** begin Given information **

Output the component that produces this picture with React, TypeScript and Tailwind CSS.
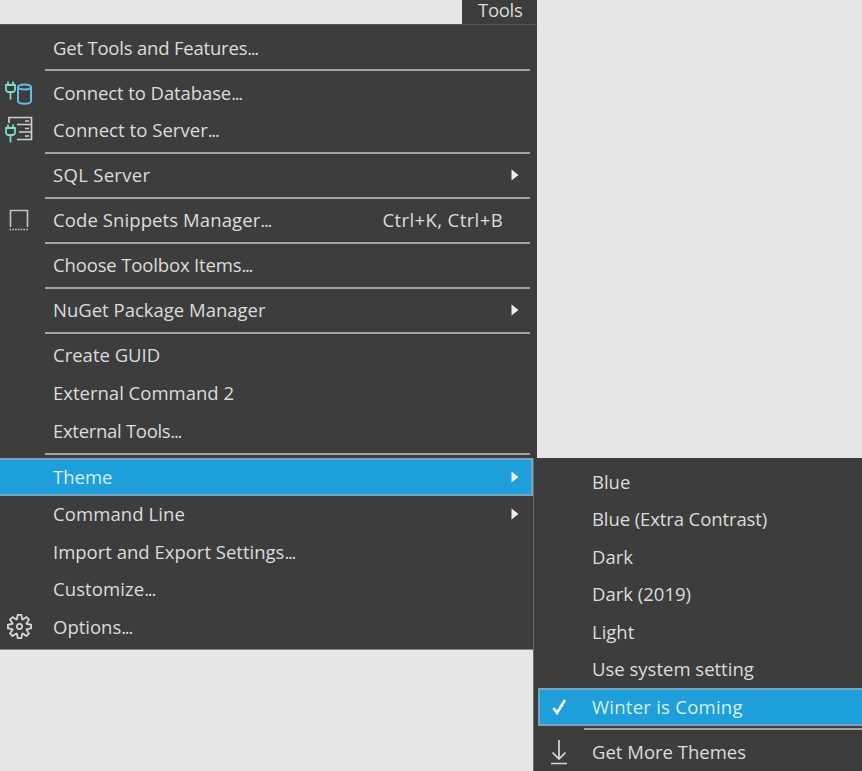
import React from "react";
import { VscSettingsGear } from "react-icons/vsc";

const Plug = ({ x = 0, y = 0 }: { x?: number; y?: number }) => (
  <g transform={`translate(${x} ${y})`} fill="none" stroke="#7fdccb" strokeWidth="1.8">
    <path d="M2.5 0v3.5M7.5 0v3.5M0.5 3.5h9v4.5a2.5 2.5 0 0 1-2.5 2.5h-4A2.5 2.5 0 0 1 0.5 8zM5 10.5V18" />
  </g>
);

const DbIcon = () => (
  <svg width="28" height="26" viewBox="0 0 28 26" fill="none">
    <Plug x={0.5} y={1.5} />
    <path d="M13 7c0-3.5 13-3.5 13 0v14c0 3.5-13 3.5-13 0z M13 7c0 3.2 13 3.2 13 0" stroke="#62bde0" strokeWidth="2" />
  </svg>
);

const ServerIcon = () => (
  <svg width="28" height="28" viewBox="0 0 28 28" fill="none">
    <path d="M4 7V1.5h22.5v22H12M12 8.5h14.5M14 16h12.5M20 5h4M20 12.5h4M20 20h4" stroke="#cfcfcf" strokeWidth="1.7" />
    <Plug x={0.5} y={8.5} />
  </svg>
);

const SnippetIcon = () => (
  <svg width="22" height="24" viewBox="0 0 22 24" fill="none">
    <path d="M2.5 19V2.5h17V19" stroke="#c4c4c4" strokeWidth="1.6" />
    <path d="M1.5 21.5h19" stroke="#c4c4c4" strokeWidth="1.6" strokeDasharray="1.6 1.2" />
  </svg>
);

const DownloadIcon = () => (
  <svg width="18" height="26" viewBox="0 0 18 26" fill="none" stroke="#d8d8d8" strokeWidth="1.7">
    <path d="M9 1v19M2.5 13.5L9 20l6.5-6.5M1 24.5h16" />
  </svg>
);

const CheckIcon = () => (
  <svg width="15" height="16" viewBox="0 0 15 16" fill="none" stroke="#ffffff" strokeWidth="2.6">
    <path d="M1.5 9l3.5 5L13 1" />
  </svg>
);

const Arrow = () => (
  <svg width="8" height="12" viewBox="0 0 8 12" className="shrink-0">
    <path d="M0.5 0.5L7.5 6L0.5 11.5z" fill="#f0f0f0" />
  </svg>
);

const Sep = ({ ml = "ml-[45px]", mr = "mr-[7px]" }: { ml?: string; mr?: string }) => (
  <div className={`h-[7.5px] flex items-center ${ml} ${mr}`}>
    <div className="h-[2px] w-full bg-[#a3a3a3]" />
  </div>
);

const Label = ({ text, className = "" }: { text: string; className?: string }) => {
  const dots = text.endsWith("...");
  return (
    <span className={`whitespace-nowrap ${className}`}>
      {dots ? text.slice(0, -3) : text}
      {dots && <span className="tracking-[-1.3px]">...</span>}
    </span>
  );
};

const Row = ({
  label,
  icon,
  arrow,
  shortcut,
  active,
  pr = "pr-[18px]",
  tracking = "",
  extra = "",
}: {
  label: string;
  icon?: React.ReactNode;
  arrow?: boolean;
  shortcut?: string;
  active?: boolean;
  pr?: string;
  tracking?: string;
  extra?: string;
}) => (
  <div
    className={`flex items-center h-[37.5px] ${pr} ${extra} ${
      active ? "bg-[#1f9fd9] border-y-2 border-r-2 border-[#74a5c0] text-[#d6f0fb]" : "text-[#dcdcdc]"
    }`}
  >
    <div className="w-[53px] shrink-0 flex items-center justify-center pr-[15px]">{icon}</div>
    <Label text={label} className={`flex-1 ${tracking}`} />
    {shortcut && <span className="whitespace-nowrap tracking-[0.4px] mr-[16px]">{shortcut}</span>}
    {arrow && <Arrow />}
  </div>
);

const SubRow = ({
  label,
  icon,
  active,
  tracking = "",
}: {
  label: string;
  icon?: React.ReactNode;
  active?: boolean;
  tracking?: string;
}) => (
  <div
    className={`flex items-center h-[37.5px] ml-[4px] ${
      active ? "bg-[#1f9fd9] border-2 border-r-0 border-[#74a5c0] text-[#d6f0fb]" : "text-[#dcdcdc]"
    }`}
  >
    <div
      className={`${active ? "w-[52px] pr-[14px]" : "w-[54px] pr-[12px]"} shrink-0 flex items-center justify-center`}
    >
      {icon}
    </div>
    <Label text={label} className={tracking} />
  </div>
);

export default function App() {
  return (
    <div className="relative w-[862px] h-[771px] overflow-hidden bg-[#e6e6e6] font-['Open_Sans','Noto_Sans',sans-serif] text-[18.5px] leading-none">
      <div className="w-[537px] h-[24px] flex justify-end">
        <div className="w-[75px] h-full bg-[#3d3d3d] text-[#dcdcdc] pl-[16px] leading-[20px] tracking-[-0.3px]">Tools</div>
      </div>
      <div className="w-[537px] h-[434px] bg-[#3d3d3d] border-t border-[#555555] pt-[4px]">
        <Row label="Get Tools and Features..." tracking="tracking-[-0.2px]" />
        <Sep />
        <Row label="Connect to Database..." icon={<DbIcon />} tracking="tracking-[-0.1px]" />
        <Row label="Connect to Server..." icon={<ServerIcon />} tracking="tracking-[0.05px]" />
        <Sep />
        <Row label="SQL Server" arrow tracking="tracking-[0.3px]" />
        <Sep />
        <Row label="Code Snippets Manager..." icon={<SnippetIcon />} shortcut="Ctrl+K, Ctrl+B" tracking="tracking-[0.1px]" />
        <Sep />
        <Row label="Choose Toolbox Items..." tracking="tracking-[-0.15px]" />
        <Sep />
        <Row label="NuGet Package Manager" arrow tracking="tracking-[0.0px]" />
        <Sep />
        <Row label="Create GUID" />
        <Row label="External Command 2" />
        <Row label="External Tools..." extra="mt-[1px]" tracking="tracking-[-0.3px]" />
        <Sep />
      </div>
      <div className="flex items-start">
        <div className="w-[533px] h-[192px] bg-[#3d3d3d] border-b border-[#8a8a8a]">
          <Row label="Theme" arrow active pr="pr-[12px]" />
          <Row label="Command Line" arrow pr="pr-[14px]" tracking="tracking-[0.1px]" />
          <Row label="Import and Export Settings..." pr="pr-[14px]" />
          <Row label="Customize..." pr="pr-[14px]" tracking="tracking-[0.1px]" />
          <Row label="Options..." pr="pr-[14px]" icon={<VscSettingsGear size={25} color="#d4d4d4" />} />
        </div>
        <div className="w-[329px] h-[313px] bg-[#3d3d3d] border-l border-[#6a6a6a] pt-[5px]">
          <SubRow label="Blue" />
          <SubRow label="Blue (Extra Contrast)" tracking="tracking-[-0.1px]" />
          <SubRow label="Dark" />
          <SubRow label="Dark (2019)" />
          <SubRow label="Light" />
          <SubRow label="Use system setting" />
          <SubRow label="Winter is Coming" active icon={<CheckIcon />} tracking="tracking-[0.25px]" />
          <Sep ml="ml-[50px]" mr="mr-0" />
          <SubRow label="Get More Themes" icon={<DownloadIcon />} />
        </div>
      </div>
    </div>
  );
}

** end Given information **

[Task details]:
In this exercise, set down all of the data exactly, without the pictures.

[Output of the exercise]:
Output the component that produces this picture with React, TypeScript and Tailwind CSS.
import React from "react";
import { VscSettingsGear } from "react-icons/vsc";

const Plug = ({ x = 0, y = 0 }: { x?: number; y?: number }) => (
  <g transform={`translate(${x} ${y})`} fill="none" stroke="#7fdccb" strokeWidth="1.8">
    <path d="M2.5 0v3.5M7.5 0v3.5M0.5 3.5h9v4.5a2.5 2.5 0 0 1-2.5 2.5h-4A2.5 2.5 0 0 1 0.5 8zM5 10.5V18" />
  </g>
);

const DbIcon = () => (
  <svg width="28" height="26" viewBox="0 0 28 26" fill="none">
    <Plug x={0.5} y={1.5} />
    <path d="M13 7c0-3.5 13-3.5 13 0v14c0 3.5-13 3.5-13 0z M13 7c0 3.2 13 3.2 13 0" stroke="#62bde0" strokeWidth="2" />
  </svg>
);

const ServerIcon = () => (
  <svg width="28" height="28" viewBox="0 0 28 28" fill="none">
    <path d="M4 7V1.5h22.5v22H12M12 8.5h14.5M14 16h12.5M20 5h4M20 12.5h4M20 20h4" stroke="#cfcfcf" strokeWidth="1.7" />
    <Plug x={0.5} y={8.5} />
  </svg>
);

const SnippetIcon = () => (
  <svg width="22" height="24" viewBox="0 0 22 24" fill="none">
    <path d="M2.5 19V2.5h17V19" stroke="#c4c4c4" strokeWidth="1.6" />
    <path d="M1.5 21.5h19" stroke="#c4c4c4" strokeWidth="1.6" strokeDasharray="1.6 1.2" />
  </svg>
);

const DownloadIcon = () => (
  <svg width="18" height="26" viewBox="0 0 18 26" fill="none" stroke="#d8d8d8" strokeWidth="1.7">
    <path d="M9 1v19M2.5 13.5L9 20l6.5-6.5M1 24.5h16" />
  </svg>
);

const CheckIcon = () => (
  <svg width="15" height="16" viewBox="0 0 15 16" fill="none" stroke="#ffffff" strokeWidth="2.6">
    <path d="M1.5 9l3.5 5L13 1" />
  </svg>
);

const Arrow = () => (
  <svg width="8" height="12" viewBox="0 0 8 12" className="shrink-0">
    <path d="M0.5 0.5L7.5 6L0.5 11.5z" fill="#f0f0f0" />
  </svg>
);

const Sep = ({ ml = "ml-[45px]", mr = "mr-[7px]" }: { ml?: string; mr?: string }) => (
  <div className={`h-[7.5px] flex items-center ${ml} ${mr}`}>
    <div className="h-[2px] w-full bg-[#a3a3a3]" />
  </div>
);

const Label = ({ text, className = "" }: { text: string; className?: string }) => {
  const dots = text.endsWith("...");
  return (
    <span className={`whitespace-nowrap ${className}`}>
      {dots ? text.slice(0, -3) : text}
      {dots && <span className="tracking-[-1.3px]">...</span>}
    </span>
  );
};

const Row = ({
  label,
  icon,
  arrow,
  shortcut,
  active,
  pr = "pr-[18px]",
  tracking = "",
  extra = "",
}: {
  label: string;
  icon?: React.ReactNode;
  arrow?: boolean;
  shortcut?: string;
  active?: boolean;
  pr?: string;
  tracking?: string;
  extra?: string;
}) => (
  <div
    className={`flex items-center h-[37.5px] ${pr} ${extra} ${
      active ? "bg-[#1f9fd9] border-y-2 border-r-2 border-[#74a5c0] text-[#d6f0fb]" : "text-[#dcdcdc]"
    }`}
  >
    <div className="w-[53px] shrink-0 flex items-center justify-center pr-[15px]">{icon}</div>
    <Label text={label} className={`flex-1 ${tracking}`} />
    {shortcut && <span className="whitespace-nowrap tracking-[0.4px] mr-[16px]">{shortcut}</span>}
    {arrow && <Arrow />}
  </div>
);

const SubRow = ({
  label,
  icon,
  active,
  tracking = "",
}: {
  label: string;
  icon?: React.ReactNode;
  active?: boolean;
  tracking?: string;
}) => (
  <div
    className={`flex items-center h-[37.5px] ml-[4px] ${
      active ? "bg-[#1f9fd9] border-2 border-r-0 border-[#74a5c0] text-[#d6f0fb]" : "text-[#dcdcdc]"
    }`}
  >
    <div
      className={`${active ? "w-[52px] pr-[14px]" : "w-[54px] pr-[12px]"} shrink-0 flex items-center justify-center`}
    >
      {icon}
    </div>
    <Label text={label} className={tracking} />
  </div>
);

export default function App() {
  return (
    <div className="relative w-[862px] h-[771px] overflow-hidden bg-[#e6e6e6] font-['Open_Sans','Noto_Sans',sans-serif] text-[18.5px] leading-none">
      <div className="w-[537px] h-[24px] flex justify-end">
        <div className="w-[75px] h-full bg-[#3d3d3d] text-[#dcdcdc] pl-[16px] leading-[20px] tracking-[-0.3px]">Tools</div>
      </div>
      <div className="w-[537px] h-[434px] bg-[#3d3d3d] border-t border-[#555555] pt-[4px]">
        <Row label="Get Tools and Features..." tracking="tracking-[-0.2px]" />
        <Sep />
        <Row label="Connect to Database..." icon={<DbIcon />} tracking="tracking-[-0.1px]" />
        <Row label="Connect to Server..." icon={<ServerIcon />} tracking="tracking-[0.05px]" />
        <Sep />
        <Row label="SQL Server" arrow tracking="tracking-[0.3px]" />
        <Sep />
        <Row label="Code Snippets Manager..." icon={<SnippetIcon />} shortcut="Ctrl+K, Ctrl+B" tracking="tracking-[0.1px]" />
        <Sep />
        <Row label="Choose Toolbox Items..." tracking="tracking-[-0.15px]" />
        <Sep />
        <Row label="NuGet Package Manager" arrow tracking="tracking-[0.0px]" />
        <Sep />
        <Row label="Create GUID" />
        <Row label="External Command 2" />
        <Row label="External Tools..." extra="mt-[1px]" tracking="tracking-[-0.3px]" />
        <Sep />
      </div>
      <div className="flex items-start">
        <div className="w-[533px] h-[192px] bg-[#3d3d3d] border-b border-[#8a8a8a]">
          <Row label="Theme" arrow active pr="pr-[12px]" />
          <Row label="Command Line" arrow pr="pr-[14px]" tracking="tracking-[0.1px]" />
          <Row label="Import and Export Settings..." pr="pr-[14px]" />
          <Row label="Customize..." pr="pr-[14px]" tracking="tracking-[0.1px]" />
          <Row label="Options..." pr="pr-[14px]" icon={<VscSettingsGear size={25} color="#d4d4d4" />} />
        </div>
        <div className="w-[329px] h-[313px] bg-[#3d3d3d] border-l border-[#6a6a6a] pt-[5px]">
          <SubRow label="Blue" />
          <SubRow label="Blue (Extra Contrast)" tracking="tracking-[-0.1px]" />
          <SubRow label="Dark" />
          <SubRow label="Dark (2019)" />
          <SubRow label="Light" />
          <SubRow label="Use system setting" />
          <SubRow label="Winter is Coming" active icon={<CheckIcon />} tracking="tracking-[0.25px]" />
          <Sep ml="ml-[50px]" mr="mr-0" />
          <SubRow label="Get More Themes" icon={<DownloadIcon />} />
        </div>
      </div>
    </div>
  );
}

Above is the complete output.